Destaque- se que, neste e nos
demais processos, o agressor, em franco desdém em relação ao Judiciário, ao MP
e à vítima e também certo da impunidade, conforme deixou bem claro a
representante ministerial em sua manifestação na audiência de segunda-feira
última, deixa de comparecer a diversos atos processuais, quer sejam audiências, quer
seja a determinação de se submeter a oficina de parentalidade e até à oitiva de
sua segunda vítima, ocorrida apenas com ele representado por advogado dativo.
Em 19/04/2018, em outra audiência
que envolvia as mesmas partes e ainda diante da mesma justificativa de ausência
do agressor advogado H.M.L.S. , a CGJ designou uma magistrada que já havia se
dado por suspeita em processos entre as partes por ser cunhada da irmã da
vítima há mais de um ano, sem a devida observância das suspeições nos processos
em questão, designando um terceiro magistrado para presidir o feito apenas 24
minutos antes da realização da audiência, sem qualquer telefonema dado ao
magistrado, tendo sido o mesmo informado de sua designação pelos advogados da
vítima. A Comissão de Defesas de Prerrogativas da OAB foi informada e tudo foi
consignado para a tomada de providências.
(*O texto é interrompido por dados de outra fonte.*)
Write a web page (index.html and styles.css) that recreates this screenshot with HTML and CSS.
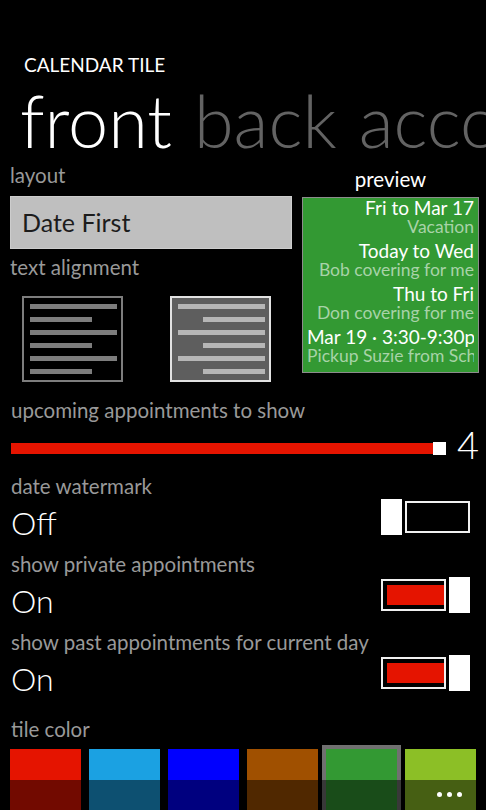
FILE: index.html
```html
<!DOCTYPE html>
<html lang="en">
<head>
    <meta charset="UTF-8">
    <meta name="viewport" content="width=device-width, initial-scale=1.0">
    <title>Calendar Tile</title>
    <link rel="stylesheet" href="styles.css">
</head>
<body>

    <div class="pagina">
        <div class="titulo-app">CALENDAR TILE</div>

        <div class="pivot">
            <span class="activo">front</span>
            <span>back</span>
            <span>accounts</span>
        </div>

        <div class="arriba">
            <div class="col-izq">
                <div class="etiqueta">layout</div>
                <div class="selector">Date First</div>

                <div class="etiqueta espacio">text alignment</div>
                <div class="alineaciones">
                    <!-- izquierda -->
                    <div class="caja-alin">
                        <div class="barra"></div>
                        <div class="barra corta"></div>
                        <div class="barra"></div>
                        <div class="barra corta"></div>
                        <div class="barra"></div>
                        <div class="barra corta"></div>
                    </div>
                    <!-- derecha (seleccionada) -->
                    <div class="caja-alin elegida">
                        <div class="barra"></div>
                        <div class="barra corta"></div>
                        <div class="barra"></div>
                        <div class="barra corta"></div>
                        <div class="barra"></div>
                        <div class="barra corta"></div>
                    </div>
                </div>
            </div>

            <div class="col-der">
                <div class="etiqueta-preview">preview</div>
                <div class="tile">
                    <div class="evento">
                        <div class="cuando">Fri to Mar 17</div>
                        <div class="que">Vacation</div>
                    </div>
                    <div class="evento">
                        <div class="cuando">Today to Wed</div>
                        <div class="que">Bob covering for me</div>
                    </div>
                    <div class="evento">
                        <div class="cuando">Thu to Fri</div>
                        <div class="que">Don covering for me</div>
                    </div>
                    <div class="evento">
                        <div class="cuando">Mar 19 · 3:30-9:30p</div>
                        <div class="que">Pickup Suzie from School</div>
                    </div>
                </div>
            </div>
        </div>

        <div class="ajuste slider-ajuste">
            <div class="etiqueta">upcoming appointments to show</div>
            <div class="fila-slider">
                <div class="pista-slider">
                    <div class="pulgar-slider"></div>
                </div>
                <div class="valor-slider">4</div>
            </div>
        </div>

        <div class="ajuste primero">
            <div class="etiqueta">date watermark</div>
            <div class="fila-toggle">
                <div class="valor">Off</div>
                <div class="toggle">
                    <div class="pulgar"></div>
                    <div class="pista"></div>
                </div>
            </div>
        </div>

        <div class="ajuste">
            <div class="etiqueta">show private appointments</div>
            <div class="fila-toggle">
                <div class="valor">On</div>
                <div class="toggle">
                    <div class="pista"><div class="relleno"></div></div>
                    <div class="pulgar"></div>
                </div>
            </div>
        </div>

        <div class="ajuste">
            <div class="etiqueta">show past appointments for current day</div>
            <div class="fila-toggle">
                <div class="valor">On</div>
                <div class="toggle">
                    <div class="pista"><div class="relleno"></div></div>
                    <div class="pulgar"></div>
                </div>
            </div>
        </div>

        <div class="ajuste colores-ajuste">
            <div class="etiqueta">tile color</div>
            <div class="colores">
                <div class="color" style="background-color: #e51400;"></div>
                <div class="color" style="background-color: #1ba1e2;"></div>
                <div class="color" style="background-color: #0000ff;"></div>
                <div class="color" style="background-color: #a05000;"></div>
                <div class="color elegido" style="background-color: #339933;"></div>
                <div class="color" style="background-color: #8cbf26;"></div>
            </div>
        </div>

        <!-- Barra de aplicación minimizada -->
        <div class="app-bar">
            <span class="punto"></span>
            <span class="punto"></span>
            <span class="punto"></span>
        </div>
    </div>

</body>
</html>
```

FILE: styles.css
```css
/* Tema oscuro estilo teléfono */
body {
    margin: 0;
    padding: 0;
    background-color: #000;
    color: #fff;
    font-family: Lato, "Liberation Sans", sans-serif;
}
.pagina {
    width: 486px;
    height: 810px;
    overflow: hidden;
    position: relative;
    padding-top: 53px;
    box-sizing: border-box;
}
.titulo-app {
    margin-left: 24px;
    font-size: 19px;
    line-height: 24px;
}
/* Cabecera del pivot */
.pivot {
    display: flex;
    margin-top: 3px;
    margin-left: 20px;
    font-size: 72px;
    line-height: 80px;
    font-weight: 300;
    color: #636363;
    white-space: nowrap;
}
.pivot span {
    flex: none;
    margin-right: 22px;
}
.pivot .activo {
    color: #fff;
}
.etiqueta {
    font-size: 20.5px;
    line-height: 24px;
    color: #999;
    white-space: nowrap;
}
/* Parte de arriba: layout + preview */
.arriba {
    display: flex;
    margin-top: 3px;
}
.col-izq {
    width: 282px;
    margin-left: 10px;
}
.selector {
    margin-top: 9px;
    height: 53px;
    box-sizing: border-box;
    background-color: #bfbfbf;
    border: 1px solid #cdcdcd;
    padding-left: 11px;
    font-size: 25px;
    line-height: 51px;
    color: #1c1c1c;
}
.etiqueta.espacio {
    margin-top: 6px;
}
.alineaciones {
    display: flex;
    gap: 47px;
    margin-top: 17px;
    margin-left: 12px;
}
.caja-alin {
    width: 101px;
    height: 86px;
    box-sizing: border-box;
    border: 2px solid #7d7d7d;
    padding: 6px 4px 6px 6px;
    display: flex;
    flex-direction: column;
    gap: 8px;
}
.caja-alin .barra {
    height: 5px;
    width: 100%;
    background-color: #7d7d7d;
}
.caja-alin .barra.corta {
    width: 62px;
}
.caja-alin.elegida {
    background-color: #5e5e5e;
    border-color: #e2e2e2;
    align-items: flex-end;
}
.caja-alin.elegida .barra {
    background-color: #b6b6b6;
}
.col-der {
    width: 177px;
    margin-left: 10px;
}
.etiqueta-preview {
    margin-top: 4px;
    text-align: center;
    font-size: 20.5px;
    line-height: 24px;
}
/* Vista previa del tile */
.tile {
    margin-top: 6px;
    width: 177px;
    height: 176px;
    box-sizing: border-box;
    border: 1px solid #8c8c8c;
    background-color: #339933;
    padding: 0 4px;
    overflow: hidden;
    text-align: right;
}
.evento + .evento {
    margin-top: 5px;
}
.cuando {
    font-size: 19px;
    line-height: 20px;
    white-space: nowrap;
    overflow: hidden;
}
.que {
    font-size: 17.5px;
    line-height: 18px;
    color: #a8d3a8;
    white-space: nowrap;
    overflow: hidden;
}
/* Ajustes */
.ajuste {
    margin-top: 4px;
    padding-left: 11px;
}
.slider-ajuste {
    margin-top: 16px;
}
.fila-slider {
    display: flex;
    align-items: flex-start;
    height: 40px;
    margin-top: 2px;
}
.pista-slider {
    flex: 1;
    position: relative;
    height: 11px;
    margin-top: 19px;
    background-color: #e51400;
}
.pulgar-slider {
    position: absolute;
    right: 0;
    top: -1px;
    width: 13px;
    height: 13px;
    background-color: #fff;
}
.valor-slider {
    width: 29px;
    margin-left: 11px;
    font-size: 38px;
    line-height: 40px;
    font-weight: 300;
}
.ajuste.primero {
    margin-top: 10px;
}
.fila-toggle {
    display: flex;
    justify-content: space-between;
    align-items: flex-start;
    height: 50px;
}
.valor {
    font-size: 32px;
    line-height: 50px;
    font-weight: 300;
}
.toggle {
    display: flex;
    align-items: center;
    gap: 3px;
    margin-top: 1px;
    margin-right: 16px;
}
.pulgar {
    width: 21px;
    height: 36px;
    background-color: #fff;
}
.pista {
    width: 65px;
    height: 32px;
    box-sizing: border-box;
    border: 2px solid #f0f0f0;
    padding: 4px 0 4px 4px;
}
.relleno {
    height: 100%;
    background-color: #e51400;
}
.colores-ajuste {
    margin-top: 13px;
}
.colores {
    display: flex;
    gap: 8px;
    margin-top: 8px;
    margin-left: -1px;
}
.color {
    flex: none;
    width: 71px;
    height: 71px;
}
.color.elegido {
    outline: 4px solid #707070;
}
/* Barra de aplicación (encima del contenido) */
.app-bar {
    position: absolute;
    left: 0;
    right: 0;
    bottom: 0;
    height: 30px;
    background-color: rgba(0, 0, 0, 0.5);
    display: flex;
    justify-content: flex-end;
    gap: 5px;
    padding: 12px 24px 0 0;
    box-sizing: border-box;
}
.punto {
    width: 5px;
    height: 5px;
    border-radius: 50%;
    background-color: #fff;
}
```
Presentes no ato de natureza pública
a vítima, seus advogados, testemunhas , outras vítimas e representantes de movimentos e instituições
de proteção à mulher.
Qualquer estudo mais aprofundado
dos autos processuais de violência contra mulheres no Maranhão documentarão que
as alegações sem provas, a litigância de
má-fé, a negligência no estudo cuidadoso
dos processos, a lógica da Lei 9099/95, a naturalização da minimização da violência
contra mulheres ainda frequentemente vigoram quando os processos tratam de violência
de gênero contra as mesmas, inclusive quando as vítimas possuem condições
financeiras privilegiadas para serem representadas por advogados particulares.
É
diante de tantos casos acompanhados pela militância feminista e em direitos
humanos no Maranhão que se indaga, como
está sendo o tratamento disponibilizado à vítima que não possui advogado e que
não é acolhida institucionalmente ou por movimentos feministas, eis que as vítimas que
possuem advogados particulares se desdobram antecipadamente junto aos órgãos de
administração do Judiciário, como a CGJ, visando demonstrar a má-fé, o intuito
de operar a prescrição dos crimes, o desrespeito, o desdém dos agressores ao
próprio Judiciário, à vitima e ao MP, mas, apesar de todo o esforço, não obtém
êxito, não tem o seu direito garantido ou preservado.
Estamos de fato DESprotegendo e DESgarantindo os direitos das
vítimas de violência doméstica e familiar no Maranhão.